Ken Griffin, the co-founder and CEO of Citadel LLC, one of the most successful hedge funds in the world, was a notable Palantir bull — having first invested in the company way back in Q1 2021. Now, a recently released 13-F filing has revealed that the billionaire has slashed his stake in the business by 91%.
Is Ken Griffin’s Palantir stock sale a cause for concern?
Griffin and Citadel held a total of 5,680,767 Palantir shares as of June 30, per the hedge fund’s Q2 2024 13-F filing — as well as call options representing 13,314,100 shares and put options representing 12,148,800 shares.
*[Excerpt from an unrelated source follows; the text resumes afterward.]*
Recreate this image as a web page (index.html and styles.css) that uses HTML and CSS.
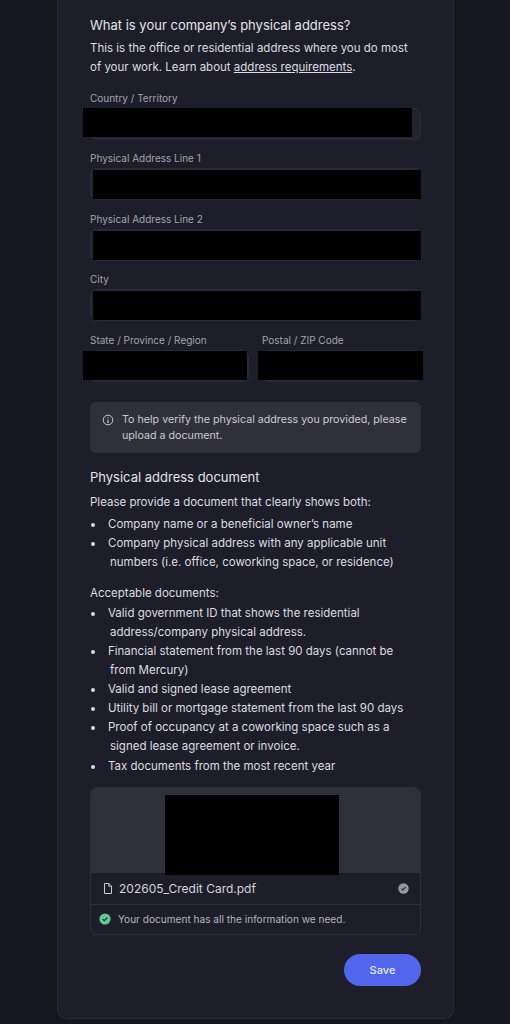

Citadel’s next 13-F filing was made public on November 14 — the Q3 2024 report, which details the fund’s holdings as of September 30, includes only 508,086 Palantir stocks — a 91% reduction.
While this would appear to be extremely bearish at first glance, the situation is a bit more complicated.
The AI infrastructure business has seen huge returns throughout the year — so taking profits is quite a reasonable move. In tandem with this, Citadel has doubled down on its PLTR options — it now owns calls representing 17,320,900 shares, a 30% increase, and puts representing 12,799,800 shares, 5% more than in the last quarter.
This disproportionate increase in call options suggests a stance that is still fundamentally bullish — on top of that, the fund has increased its Nvidia stock position by 194% — a strong sign that Citadel and Griffin see strong returns yet to come from the burgeoning AI industry.